2.2 Ist für einen Vertrag, der gemäss Gesetz an keine Form gebunden ist, die
Anwendung einer solchen vorbehalten worden, so wird nach Art. 16 Abs. 1 OR
vermutet, dass die Parteien vor der Erfüllung der Form nicht verpflichtet
sein wollen. Diese Vermutung kann widerlegt werden durch den Nachweis, dass
der Formabrede nach dem Parteiwillen nur deklaratorische Bedeutung zukommt
oder dass sie nachträglich aufgehoben worden ist. Der Beweis für den
vertraglichen Formvorbehalt obliegt jener Partei, die sich auf die
Unwirksamkeit des mündlich Vereinbarten beruft, während bei feststehendem
Formvorbehalt die Beweislast für die Umstossung der gesetzlichen Vermutung
von Art. 16 OR diejenige Partei trifft, die trotz Nichteinhaltung der Form
die Gültigkeit des mündlich Vereinbarten behauptet (Schwenzer, Basler
Kommentar, Basel 1992, N 12 zu Art. 16 OR).
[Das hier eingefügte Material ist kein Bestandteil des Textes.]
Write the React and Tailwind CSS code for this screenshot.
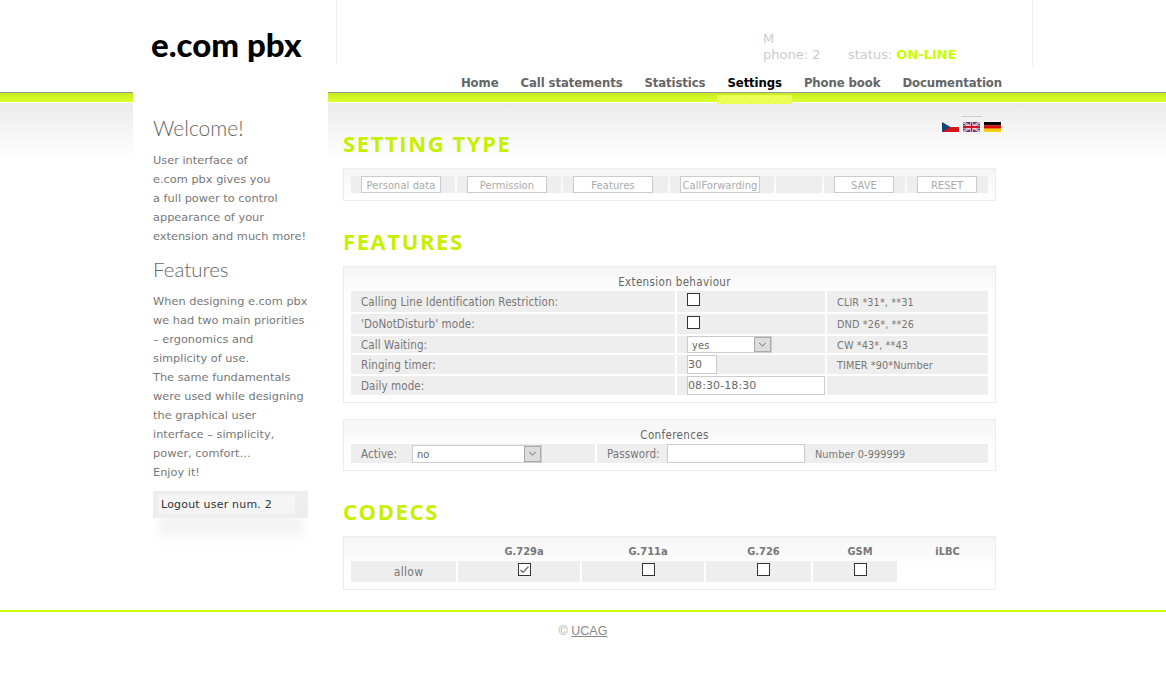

Die Vorinstanz hat aufgrund der Beweiswürdigung, welche die Beklagte
erfolglos mit der staatsrechtlichen Beschwerde angefochten hat, auf den
tatsächlichen Willen der Parteien geschlossen, dass die Schriftform nur die
Beweissicherung bezweckte. Damit wird die Beweislastverteilung und die
Vermutung von Art. 16 OR gegenstandslos. Der Rüge der Verletzung des Art. 8
ZGB ist daher von vornherein die Grundlage entzogen, soweit sie nicht ohnehin
auf eine unzulässige Kritik an der Beweiswürdigung hinausläuft. Dies gilt
insbesondere für den Vorwurf, die Vorinstanz habe einen unzulässigen Schluss
aus der allgemeinen Lebenserfahrung gezogen.
Das Bundesgericht prüft im Berufungsverfahren Schlüsse aus der allgemeinen
Lebenserfahrung, soweit diese über den konkreten Sachverhalt hinaus Bedeutung
haben und gleichsam die Funktion von Normen übernehmen. Wo dagegen der
Sachrichter sich bloss auf allgemeine Lebenserfahrung stützt, um aus den
gesamten Umständen des konkreten Falles oder den bewiesenen Indizien auf
einen bestimmten Sachverhalt zu schliessen, liegt unüberprüfbare
Beweiswürdigung vor (BGE 126 III 10 E. 2b S. 13 mit Hinweisen). Dies trifft
hier zu, indem die Vorinstanz bei der Prüfung der Frage, ob die Parteien
einen Schriftformvorbehalt vereinbarten, auf die Zeugenaussagen und die
übrigen Umstände des konkreten Falles abstellte.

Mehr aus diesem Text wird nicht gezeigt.